Tips for mortgage shopping under new regulations
Even with new consumer protections, it's still up to you to shop around for the best mortgage rates. Here are some mortgage comparison tips in this new world of regulations:
- Provide the same information to every loan originator when getting mortgage quotes. Key pieces of information include the property value, the loan amount, the property type (condo, single-family residence, manufactured house, etc.), use (primary residence, vacation home, rental, etc.) and your credit score.
- Get quotes in writing with Good Faith Estimates (GFEs). You can also get worksheets to compare mortgage rates and other terms, but understand that worksheets don't commit the lender the same way a GFE does.

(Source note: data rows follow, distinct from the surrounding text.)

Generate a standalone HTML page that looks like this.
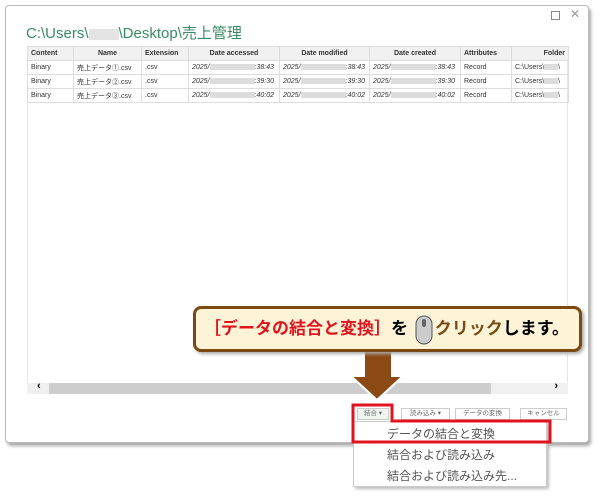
<!DOCTYPE html>
<html><head><meta charset="utf-8"><style>
*{margin:0;padding:0;box-sizing:border-box}
body{width:600px;height:497px;background:#fff;position:relative;overflow:hidden;font-family:"Liberation Sans","Noto Sans CJK JP",sans-serif}
.win{position:absolute;left:5px;top:5px;width:584px;height:438px;border:1px solid #bbb;border-radius:4px;box-shadow:2px 3px 3px #aaa;background:#fff}
.title{position:absolute;left:26px;top:22px;font-size:15px;color:#3a8a66}
table{position:absolute;left:27px;top:46px;border-collapse:collapse;font-size:7px;color:#333;table-layout:fixed}
td,th{border:1px solid #ddd;height:14px;padding:0 3px;white-space:nowrap;overflow:hidden}
th{background:#f1f1f1;font-weight:bold;text-align:center}
td.i{font-style:italic}
.blur{display:inline-block;width:45px;height:6px;background:#ddd;vertical-align:middle}
.area{position:absolute;left:27px;top:46px;width:541px;height:348px;border:1px solid #e6e6e6}
.sb{position:absolute;left:27px;top:383px;width:541px;height:11px;background:#f0f0f0}
.thumb{position:absolute;left:22px;top:0;width:442px;height:11px;background:#cdcdcd}
.btn{position:absolute;top:408px;height:12px;border:1px solid #ccc;font-size:6.5px;color:#666;text-align:center;line-height:10px;background:#fff}
.menu{position:absolute;left:353px;top:421px;width:194px;height:66px;background:#fff;border:1px solid #ccc;box-shadow:2px 2px 3px #bbb;font-size:12px;color:#555}
.menu div{position:absolute;left:33px}
.callout{position:absolute;left:193px;top:306px;width:389px;height:46px;background:#fdf4d8;border:3px solid #7a4a12;border-radius:8px;box-shadow:2px 2px 3px #aaa;font-size:17px;font-weight:bold;line-height:40px;padding-left:8px}
</style></head><body>
<div class="win">
<div style="position:absolute;right:28px;top:5px;width:9px;height:9px;border:1px solid #888"></div>
<div style="position:absolute;right:8px;top:1px;font-size:12px;color:#999">✕</div>
</div>
<div class="title">C:\Users\<span class="blur" style="width:30px;height:11px;background:#e4e4e4"></span>\Desktop\売上管理</div>
<div class="area"></div>
<table>
<colgroup><col style="width:46px"><col style="width:68px"><col style="width:47px"><col style="width:91px"><col style="width:90px"><col style="width:91px"><col style="width:51px"><col style="width:57px"></colgroup>
<tr><th style="text-align:left">Content</th><th>Name</th><th style="text-align:left">Extension</th><th>Date accessed</th><th>Date modified</th><th>Date created</th><th style="text-align:left">Attributes</th><th style="text-align:right">Folder</th></tr>
<tr><td>Binary</td><td>売上データ①.csv</td><td>.csv</td><td class="i">2025/<span class="blur"></span>:38:43</td><td class="i">2025/<span class="blur"></span>:38:43</td><td class="i">2025/<span class="blur"></span>:38:43</td><td>Record</td><td>C:\Users\<span class="blur" style="width:14px"></span>\</td></tr>
<tr><td>Binary</td><td>売上データ②.csv</td><td>.csv</td><td class="i">2025/<span class="blur"></span>:39:30</td><td class="i">2025/<span class="blur"></span>:39:30</td><td class="i">2025/<span class="blur"></span>:39:30</td><td>Record</td><td>C:\Users\<span class="blur" style="width:14px"></span>\</td></tr>
<tr><td>Binary</td><td>売上データ③.csv</td><td>.csv</td><td class="i">2025/<span class="blur"></span>:40:02</td><td class="i">2025/<span class="blur"></span>:40:02</td><td class="i">2025/<span class="blur"></span>:40:02</td><td>Record</td><td>C:\Users\<span class="blur" style="width:14px"></span>\</td></tr>
</table>
<div class="sb"><div class="thumb"></div><span style="position:absolute;left:10px;top:-3px;font-size:11px;font-weight:bold">‹</span><span style="position:absolute;right:10px;top:-3px;font-size:11px;font-weight:bold">›</span></div>
<div class="btn" style="left:357px;width:32px;background:#eef5ee">結合 ▾</div>
<div class="btn" style="left:401px;width:49px">読み込み ▾</div>
<div class="btn" style="left:455px;width:55px">データの変換</div>
<div class="btn" style="left:520px;width:47px">キャンセル</div>
<div class="menu">
<div style="top:3px">データの結合と変換</div>
<div style="top:24px">結合および読み込み</div>
<div style="top:45px">結合および読み込み先...</div>
</div>
<svg style="position:absolute;left:0;top:0" width="600" height="497">
<path d="M353 405 H392 V421 H550 V442 H353 Z" fill="none" stroke="#e0141e" stroke-width="3"/>
<path d="M364 350 H392 V376 H403 L377 400 L351 376 H364 Z" fill="#8b4a14" stroke="#fff" stroke-width="2"/>
</svg>
<div class="callout"><span style="color:#e0141e">［データの結合と変換］</span>を <svg width="18" height="30" style="vertical-align:middle;margin:0 2px"><rect x="1" y="1" width="16" height="28" rx="8" fill="#ccc" stroke="#555"/><rect x="7" y="4" width="4" height="8" rx="2" fill="#666"/></svg><span style="color:#7a4a12">クリック</span>します。</div>
</body></html>
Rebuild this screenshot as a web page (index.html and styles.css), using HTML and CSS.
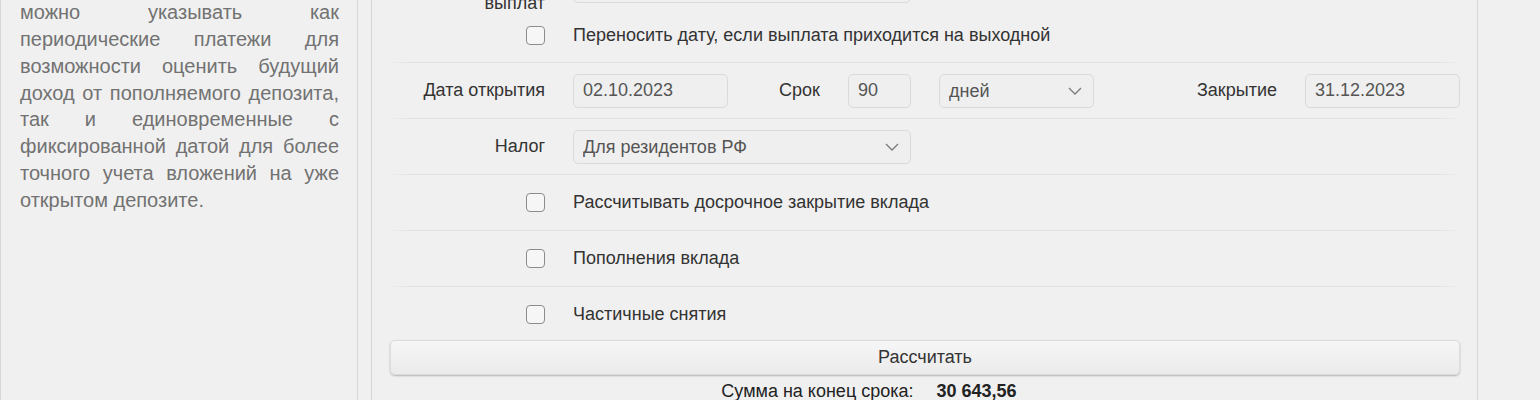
FILE: index.html
```html
<!DOCTYPE html>
<html>
	<head>
		<meta charset="UTF-8">
		<meta name="viewport" content="width=device-width, initial-scale=1">
		<title>Калькулятор вкладов</title>
		<link rel="stylesheet" href="styles.css">
	</head>
	<body>
		<div class="page">
			<aside class="info">
				<p>можно указывать как периодические платежи для возможности оценить будущий доход от пополняемого депозита, так и единовременные с фиксированной датой для более точного учета вложений на уже открытом депозите.</p>
			</aside>
			<form class="calc">
				<div class="row row-top">
					<label class="lbl lbl-2">Периодичность<br>выплат</label>
					<div class="sel span-2">
						<select class="field">
							<option>В конце срока</option>
						</select>
						<svg class="chev" viewBox="0 0 14 8"><path d="M1 1l6 6 6-6"/></svg>
					</div>
				</div>
				<div class="row check">
					<span class="lbl"><input type="checkbox" id="shift"></span>
					<label class="span-4" for="shift">Переносить дату, если выплата приходится на выходной</label>
				</div>
				<div class="row">
					<label class="lbl">Дата открытия</label>
					<input class="field" type="text" value="02.10.2023">
					<div class="pair">
						<label class="lbl">Срок</label>
						<input class="field short" type="text" value="90">
					</div>
					<div class="sel">
						<select class="field">
							<option>дней</option>
							<option>месяцев</option>
						</select>
						<svg class="chev" viewBox="0 0 14 8"><path d="M1 1l6 6 6-6"/></svg>
					</div>
					<label class="lbl">Закрытие</label>
					<input class="field" type="text" value="31.12.2023">
				</div>
				<div class="row">
					<label class="lbl">Налог</label>
					<div class="sel span-2">
						<select class="field">
							<option>Для резидентов РФ</option>
						</select>
						<svg class="chev" viewBox="0 0 14 8"><path d="M1 1l6 6 6-6"/></svg>
					</div>
				</div>
				<div class="row check">
					<span class="lbl"><input type="checkbox" id="early"></span>
					<label class="span-4" for="early">Рассчитывать досрочное закрытие вклада</label>
				</div>
				<div class="row check">
					<span class="lbl"><input type="checkbox" id="refill"></span>
					<label class="span-4" for="refill">Пополнения вклада</label>
				</div>
				<div class="row check">
					<span class="lbl"><input type="checkbox" id="withdraw"></span>
					<label class="span-4" for="withdraw">Частичные снятия</label>
				</div>
				<button type="button" class="go">Рассчитать</button>
				<div class="result">
					<span class="res-lbl">Сумма на конец срока:</span>
					<b class="res-val">30 643,56</b>
				</div>
			</form>
		</div>
	</body>
</html>
```

FILE: styles.css
```css
*, *:before, *:after {
	box-sizing: border-box;
}
html {
	font-family: "Liberation Sans", Arial, sans-serif;
	font-size: 18px;
}
body {
	background: #f0f0f0;
	color: #333;
	margin: 0;
	overflow: hidden;
}
.page {
	display: flex;
	align-items: stretch;
	gap: 13px;
	min-height: 420px;
}
.info {
	width: 358px;
	flex: none;
	border-left: 1px solid #d6d6d6;
	border-right: 1px solid #d6d6d6;
	padding: 0 18px 0 19px;
}
.info p {
	margin: -1px 0 0;
	font-size: 20px;
	line-height: 26.85px;
	color: #727272;
	text-align: justify;
}
.calc {
	width: 1107px;
	flex: none;
	border-left: 1px solid #d6d6d6;
	border-right: 1px solid #d6d6d6;
	padding: 0 17px 0 18px;
}
.row {
	display: grid;
	grid-template-columns: repeat(6, 155px);
	column-gap: 28px;
	align-items: center;
	height: 56px;
	border-bottom: 1px solid #e2e2e2;
	border-image: linear-gradient(to right, rgba(226,226,226,0), #e2e2e2 20px, #e2e2e2 calc(100% - 20px), rgba(226,226,226,0)) 1;
}
.row-top {
	height: 34px;
	margin-top: -31px;
	align-items: start;
	border: 0;
}
.row-top + .row {
	margin-top: 5px;
	height: 55px;
}
.lbl {
	text-align: right;
	color: #333;
}
.lbl-2 {
	line-height: 20px;
	padding-top: 4px;
}
.span-2 {
	grid-column: span 2;
}
.span-4 {
	grid-column: span 4;
}
.field {
	display: block;
	width: 100%;
	height: 34px;
	font-family: inherit;
	font-size: 18px;
	color: #555;
	background: #efefef;
	border: 1px solid #dadada;
	border-radius: 5px;
	padding: 0 9px;
	outline: none;
}
select.field {
	appearance: none;
	-webkit-appearance: none;
	padding-right: 30px;
}
.sel {
	position: relative;
}
.chev {
	position: absolute;
	right: 12px;
	top: 13px;
	width: 14px;
	height: 8px;
	fill: none;
	stroke: #7a7a7a;
	stroke-width: 1.3;
	pointer-events: none;
}
.pair {
	display: flex;
	align-items: center;
	gap: 28px;
}
.pair .lbl {
	flex: 1;
}
.field.short {
	width: 63px;
	flex: none;
}
.check input {
	appearance: none;
	-webkit-appearance: none;
	display: inline-block;
	vertical-align: middle;
	width: 19px;
	height: 19px;
	margin: 0;
	border: 1.5px solid #8c8c8c;
	border-radius: 4px;
	background: #f6f6f6;
}
.check .lbl {
	line-height: 0;
}
.check label {
	color: #333;
}
.go {
	display: block;
	width: 100%;
	height: 35px;
	margin-top: -3px;
	font-family: inherit;
	font-size: 18px;
	color: #333;
	background: linear-gradient(#f6f6f6, #ebebeb);
	border: 1px solid #dcdcdc;
	border-radius: 5px;
	box-shadow: 0 1px 2px rgba(0,0,0,.25);
}
.result {
	display: grid;
	grid-template-columns: 1fr 1fr;
	column-gap: 23px;
	margin-top: 4px;
	line-height: 24px;
	color: #222;
}
.res-lbl {
	text-align: right;
}
```
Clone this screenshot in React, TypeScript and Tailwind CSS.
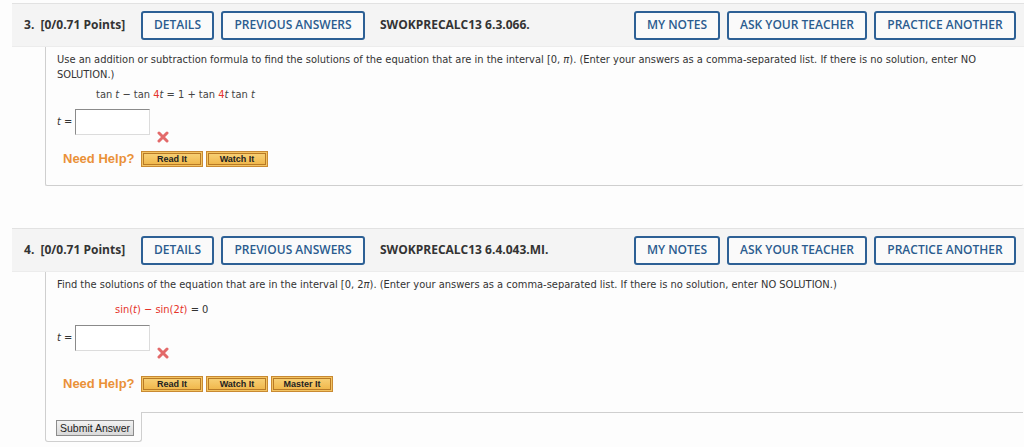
import React from 'react';

const headFont = { fontFamily: '"Open Sans", "Liberation Sans", sans-serif' };
const bodyFont = { fontFamily: '"DejaVu Sans Condensed", "DejaVu Sans", sans-serif' };
const arial = { fontFamily: '"Liberation Sans", Arial, sans-serif' };

function HeadButton({ label, width }: { label: string; width: string }) {
  return (
    <button
      className={`${width} h-[29px] rounded-[3px] border-2 border-[#2d6095] bg-[#fafafa] text-[12px] leading-[16px] font-semibold text-[#2b5c8f] flex items-center justify-center`}
      style={headFont}
    >
      {label}
    </button>
  );
}

function QuestionHeader({ num, code }: { num: number; code: string }) {
  return (
    <div className="h-[44px] border-t border-[#e2e2e2] border-b border-b-[#ececec] bg-[#f4f4f4] flex items-center pl-[12px] pr-[8px]" style={headFont}>
      <span className="text-[12px] leading-[16px] font-bold text-[#333] w-[117px]">{num}.&nbsp; [0/0.71 Points]</span>
      <div className="flex gap-[7px]">
        <HeadButton label="DETAILS" width="w-[73px]" />
        <HeadButton label="PREVIOUS ANSWERS" width="w-[144px]" />
      </div>
      <span className="ml-[15px] text-[12px] leading-[16px] font-bold text-[#333]">{code}</span>
      <div className="flex-1" />
      <div className="flex gap-[7px]">
        <HeadButton label="MY NOTES" width="w-[86px]" />
        <HeadButton label="ASK YOUR TEACHER" width="w-[140px]" />
        <HeadButton label="PRACTICE ANOTHER" width="w-[142px]" />
      </div>
    </div>
  );
}

function RedX() {
  return (
    <svg width="12" height="12" viewBox="0 0 12 12" className="ml-[7px] mt-[22px]">
      <path d="M2 2 L10 10 M10 2 L2 10" stroke="#e36a6a" strokeWidth="3" strokeLinecap="round" />
    </svg>
  );
}

function AnswerRow() {
  return (
    <div className="flex items-start h-[34px]">
      <div className="flex items-center h-[26px] text-[11px] text-[#333]" style={bodyFont}>
        <i>t</i>&nbsp;=
      </div>
      <input className="ml-[3px] w-[75px] h-[26px] border border-t-[#8a8a8a] border-l-[#8a8a8a] border-r-[#dcdcdc] border-b-[#dcdcdc] bg-white outline-none" />
      <RedX />
    </div>
  );
}

function HelpButton({ label }: { label: string }) {
  return (
    <div className="w-[62px] h-[16px] border border-[#c98a32] bg-[#f3c463] p-[1px]">
      <div className="h-full border border-[#b87a26] bg-gradient-to-b from-[#f7cf73] to-[#f0b84c] flex items-center justify-center text-[9px] leading-[10px] font-bold text-[#222]" style={arial}>
        {label}
      </div>
    </div>
  );
}

function NeedHelp({ buttons }: { buttons: string[] }) {
  return (
    <div className="flex items-center h-[16px] pl-[6px]">
      <span className="w-[78px] text-[13px] leading-[16px] font-bold text-[#ea9138]" style={arial}>Need Help?</span>
      <div className="flex gap-[3px]">
        {buttons.map((b) => (
          <HelpButton key={b} label={b} />
        ))}
      </div>
    </div>
  );
}

export default function App() {
  return (
    <div className="w-[1024px] h-[447px] bg-[#fdfdfd] pt-[3px] overflow-hidden">
      {/* question 3 */}
      <div className="ml-[12px]">
        <QuestionHeader num={3} code="SWOKPRECALC13 6.3.066." />
        <div className="ml-[33px] mr-[1px] border-l border-b border-[#cfcfcf] rounded-bl-[2px] rounded-br-[2px] pl-[11px] pt-[5px] pb-[18px]">
          <p className="text-[11px] leading-[15px] text-[#333]" style={bodyFont}>
            Use an addition or subtraction formula to find the solutions of the equation that are in the interval [0, <i>π</i>). (Enter your answers as a comma-separated list. If there is no solution, enter NO
            <br />
            SOLUTION.)
          </p>
          <p className="mt-[5px] pl-[39px] text-[11px] leading-[15px] text-[#444]" style={bodyFont}>
            tan <i>t</i> − tan <span className="text-[#e5332a]">4</span><i>t</i> = 1 + tan <span className="text-[#e5332a]">4</span><i>t</i> tan <i>t</i>
          </p>
          <div className="mt-[7px]">
            <AnswerRow />
          </div>
          <div className="mt-[8px]">
            <NeedHelp buttons={['Read It', 'Watch It']} />
          </div>
        </div>
      </div>

      {/* question 4 */}
      <div className="ml-[12px] mt-[42px]">
        <QuestionHeader num={4} code="SWOKPRECALC13 6.4.043.MI." />
        <div className="ml-[33px] mr-[1px]">
          <div className="border-l border-[#cfcfcf] pl-[11px] pt-[5px] pb-[20px]">
            <p className="text-[11px] leading-[15px] text-[#333]" style={bodyFont}>
              Find the solutions of the equation that are in the interval [0, 2<i>π</i>). (Enter your answers as a comma-separated list. If there is no solution, enter NO SOLUTION.)
            </p>
            <p className="mt-[10px] pl-[58px] text-[11px] leading-[15px] text-[#333]" style={bodyFont}>
              <span className="text-[#e5332a]">sin(<i>t</i>) − sin(2<i>t</i>)</span> = 0
            </p>
            <div className="mt-[8px]">
              <AnswerRow />
            </div>
            <div className="mt-[17px]">
              <NeedHelp buttons={['Read It', 'Watch It', 'Master It']} />
            </div>
          </div>
          <div className="flex">
            <div className="w-[97px] h-[30px] border-l border-r border-b border-[#cfcfcf] rounded-b-[3px] pl-[10px] pt-[8px] flex items-start">
              <button className="h-[16px] px-[3px] border border-[#8c8c8c] bg-gradient-to-b from-[#f2f2f2] to-[#d9d9d9] text-[10.5px] leading-[14px] text-[#222]" style={arial}>
                Submit Answer
              </button>
            </div>
            <div className="flex-1 border-t border-[#cfcfcf] -ml-px" />
          </div>
        </div>
      </div>
    </div>
  );
}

- Don't waste your time negotiating with the same lender. To risk running afoul of the new regulations, many lenders have changed their policies so that no matter which loan agent you deal with, you should be quoted the same mortgage rates and fees for the same loan. Most (but not all) lenders will not allow you to negotiate a better deal than what they offer to anyone in your position, so the bulk of your mortgage rate shopping should be comparing deals between lenders, not between different agents within the same lender or trying to get a better deal from a particular agent.
Why can't you get better terms if you have great negotiating skills? The reason is that someone else may be getting a worse deal than you, and that may not be legal under the new rules.
- Watch for advantages from lenders. In some ways, mortgage lenders' policies stemming from this Federal Reserve rule might work to your advantage. For instance, one problem the new rule poses for mortgage lenders is this: What if you have been working with a customer for months, you have the loan all ready to go--including a locked mortgage rate - -and then mortgage rates drop? You, the savvy shopper, threaten to leave for a competitor if the lender can't lower the rate. But can your lender offer you a better deal without violating the terms of the new regulations?
A branch manager at a national mortgage lender says his company heads off such problems by offering a free mortgage rate float-down to its clients. If interest rates are lower when the loan closes, the borrower gets the benefit of the lower rate, and the lender doesn't have to worry about pricing inconsistencies.